There were plenty of results, although some of them had 6 or more pairs which only got one game together. I did find what I think is the most pleasing of all the possible solutions, which only has four ‘one-game pairs’, and if the 8 players were, for instance, four couples, or four pairs of friends, you could arrange it so they only play each other once. Here’s the solution:

Day Team A Team B
Monday 1 2 3 4 5 6 7 8
Tuesday 1 4 5 7 2 3 6 8
Wednesday 1 3 6 7 2 4 5 8
Thursday 1 3 5 8 2 4 6 7
Friday 1 4 5 8 2 3 6 7

The four ‘one-game pairs’ are $(12)$, $(34)$, $(56)$ and $(78)$, and the only time they get to play together is on day one (provided that’s the order you choose to put the days in). If you look at the left-hand column, this has a pleasing symmetry to it. The 3s and 4s in their column follow an ABBA pattern; the 5s and 6s go ABAB, and the 7s and 8s go AABB. I couldn’t have designed a more logical system myself, if it hadn’t been spat out at me by a simple computer program.
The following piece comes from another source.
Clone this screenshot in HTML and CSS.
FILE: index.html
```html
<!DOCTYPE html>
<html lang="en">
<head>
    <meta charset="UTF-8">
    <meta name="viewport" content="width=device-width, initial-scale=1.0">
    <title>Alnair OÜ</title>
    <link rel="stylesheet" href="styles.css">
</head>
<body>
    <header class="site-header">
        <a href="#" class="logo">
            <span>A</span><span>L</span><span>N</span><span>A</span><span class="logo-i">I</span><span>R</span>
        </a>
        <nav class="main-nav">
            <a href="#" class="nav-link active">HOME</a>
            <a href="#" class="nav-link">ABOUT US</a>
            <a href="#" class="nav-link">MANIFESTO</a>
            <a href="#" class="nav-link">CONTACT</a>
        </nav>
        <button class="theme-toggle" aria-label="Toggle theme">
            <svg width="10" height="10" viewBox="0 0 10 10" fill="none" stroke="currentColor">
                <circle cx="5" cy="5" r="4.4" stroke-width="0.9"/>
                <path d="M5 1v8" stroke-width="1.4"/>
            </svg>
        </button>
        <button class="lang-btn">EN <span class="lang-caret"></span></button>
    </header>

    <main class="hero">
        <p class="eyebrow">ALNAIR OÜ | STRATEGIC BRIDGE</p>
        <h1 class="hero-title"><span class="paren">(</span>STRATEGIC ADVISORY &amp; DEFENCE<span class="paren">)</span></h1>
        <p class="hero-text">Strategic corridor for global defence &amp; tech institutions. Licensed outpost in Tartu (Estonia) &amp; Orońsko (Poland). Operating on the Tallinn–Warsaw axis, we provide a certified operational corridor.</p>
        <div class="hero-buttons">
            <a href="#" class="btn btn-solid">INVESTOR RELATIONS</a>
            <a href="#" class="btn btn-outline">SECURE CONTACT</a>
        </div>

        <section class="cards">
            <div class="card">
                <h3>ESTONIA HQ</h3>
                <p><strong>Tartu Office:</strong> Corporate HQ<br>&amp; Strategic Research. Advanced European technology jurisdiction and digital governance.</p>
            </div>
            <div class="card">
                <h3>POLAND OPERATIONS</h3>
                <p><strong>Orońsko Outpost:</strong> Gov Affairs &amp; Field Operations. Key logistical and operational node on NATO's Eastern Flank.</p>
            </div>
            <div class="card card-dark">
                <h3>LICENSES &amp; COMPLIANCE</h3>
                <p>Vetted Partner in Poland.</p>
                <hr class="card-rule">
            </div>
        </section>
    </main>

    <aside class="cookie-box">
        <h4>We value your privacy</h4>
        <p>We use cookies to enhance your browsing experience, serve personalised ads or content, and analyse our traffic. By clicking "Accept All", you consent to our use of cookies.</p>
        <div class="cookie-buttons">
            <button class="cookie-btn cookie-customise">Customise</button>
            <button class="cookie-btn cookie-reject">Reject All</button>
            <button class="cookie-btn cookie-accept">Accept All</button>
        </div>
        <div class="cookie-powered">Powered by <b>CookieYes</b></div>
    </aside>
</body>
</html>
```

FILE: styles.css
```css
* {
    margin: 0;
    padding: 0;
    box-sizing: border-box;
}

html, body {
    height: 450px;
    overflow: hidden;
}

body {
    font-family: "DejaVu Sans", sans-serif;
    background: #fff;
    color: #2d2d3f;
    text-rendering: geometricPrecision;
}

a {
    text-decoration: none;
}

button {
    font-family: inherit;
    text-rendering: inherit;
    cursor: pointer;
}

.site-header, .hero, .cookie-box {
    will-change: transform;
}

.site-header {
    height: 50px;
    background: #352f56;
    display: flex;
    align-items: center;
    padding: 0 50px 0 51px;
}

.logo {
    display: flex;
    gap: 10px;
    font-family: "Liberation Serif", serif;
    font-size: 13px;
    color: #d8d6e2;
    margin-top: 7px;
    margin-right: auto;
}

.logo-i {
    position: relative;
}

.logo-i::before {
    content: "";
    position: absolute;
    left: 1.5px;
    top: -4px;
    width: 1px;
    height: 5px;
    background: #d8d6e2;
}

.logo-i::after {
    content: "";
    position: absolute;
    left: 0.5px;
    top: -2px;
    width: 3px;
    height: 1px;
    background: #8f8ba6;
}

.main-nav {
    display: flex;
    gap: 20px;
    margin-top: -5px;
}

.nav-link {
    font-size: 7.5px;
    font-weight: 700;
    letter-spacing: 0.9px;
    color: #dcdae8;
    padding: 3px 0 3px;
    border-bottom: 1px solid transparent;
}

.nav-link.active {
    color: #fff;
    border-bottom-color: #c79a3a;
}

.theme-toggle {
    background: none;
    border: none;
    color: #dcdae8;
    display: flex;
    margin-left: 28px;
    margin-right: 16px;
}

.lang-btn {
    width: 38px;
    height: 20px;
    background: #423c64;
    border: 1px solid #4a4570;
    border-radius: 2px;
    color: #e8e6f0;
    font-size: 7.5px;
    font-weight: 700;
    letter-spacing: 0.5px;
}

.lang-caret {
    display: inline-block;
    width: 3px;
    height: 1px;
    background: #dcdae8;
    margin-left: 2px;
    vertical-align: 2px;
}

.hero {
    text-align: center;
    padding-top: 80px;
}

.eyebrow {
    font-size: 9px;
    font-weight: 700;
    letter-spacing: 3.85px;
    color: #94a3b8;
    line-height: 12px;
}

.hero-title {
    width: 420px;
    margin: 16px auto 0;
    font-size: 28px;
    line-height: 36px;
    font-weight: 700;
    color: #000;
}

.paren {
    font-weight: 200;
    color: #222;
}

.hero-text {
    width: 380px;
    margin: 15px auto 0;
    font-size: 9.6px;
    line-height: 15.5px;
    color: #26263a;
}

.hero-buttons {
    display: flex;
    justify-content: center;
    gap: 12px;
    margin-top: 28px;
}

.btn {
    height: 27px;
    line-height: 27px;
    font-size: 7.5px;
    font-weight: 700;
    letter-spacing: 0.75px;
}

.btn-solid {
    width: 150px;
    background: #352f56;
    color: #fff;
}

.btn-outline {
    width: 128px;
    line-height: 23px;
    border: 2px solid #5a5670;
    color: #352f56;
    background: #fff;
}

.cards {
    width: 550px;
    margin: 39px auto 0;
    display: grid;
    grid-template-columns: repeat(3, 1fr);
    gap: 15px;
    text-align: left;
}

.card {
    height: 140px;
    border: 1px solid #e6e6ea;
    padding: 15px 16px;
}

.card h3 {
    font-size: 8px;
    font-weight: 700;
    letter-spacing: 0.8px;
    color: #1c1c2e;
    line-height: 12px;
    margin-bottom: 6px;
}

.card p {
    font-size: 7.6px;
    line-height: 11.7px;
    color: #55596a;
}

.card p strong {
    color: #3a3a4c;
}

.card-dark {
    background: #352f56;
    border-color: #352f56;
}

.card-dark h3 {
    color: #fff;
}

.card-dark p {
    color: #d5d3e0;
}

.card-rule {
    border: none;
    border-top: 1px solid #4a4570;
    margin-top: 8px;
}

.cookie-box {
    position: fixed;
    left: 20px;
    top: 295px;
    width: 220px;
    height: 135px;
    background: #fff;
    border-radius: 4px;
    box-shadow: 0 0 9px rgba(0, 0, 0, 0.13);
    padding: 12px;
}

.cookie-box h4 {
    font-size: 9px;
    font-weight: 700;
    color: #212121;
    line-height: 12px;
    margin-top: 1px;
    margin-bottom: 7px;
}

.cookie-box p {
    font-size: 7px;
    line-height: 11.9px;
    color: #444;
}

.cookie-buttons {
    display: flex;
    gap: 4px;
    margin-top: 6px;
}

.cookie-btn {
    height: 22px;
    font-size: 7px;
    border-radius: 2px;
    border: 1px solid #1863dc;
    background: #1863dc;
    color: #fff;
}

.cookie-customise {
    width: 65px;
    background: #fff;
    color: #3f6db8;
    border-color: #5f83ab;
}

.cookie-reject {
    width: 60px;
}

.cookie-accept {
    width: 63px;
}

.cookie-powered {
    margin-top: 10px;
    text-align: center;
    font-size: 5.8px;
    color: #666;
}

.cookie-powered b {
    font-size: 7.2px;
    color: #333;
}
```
What would be nice is if we could find a more elegant proof that this isn’t possible (obviously, your dad won’t care, but we will feel better about it). There’s a branch of mathematics called Combinatorial Design Theory, which deals with ways to construct different sets of subsets of a set, given constraints like these. For example, a balanced block design is a way of picking a number of blocks, i.e. smaller sets, from a set of objects, so that each pair of objects occurs in the same number of blocks.

While I’m sure a design exists that’s able to answer this particular question, I don’t know enough about design theory to say for sure. Maybe one of our readers knows, and can comment below?

I hope this helps to answer your question, and I wish your dad a great golf week, with lots of small numbers in it!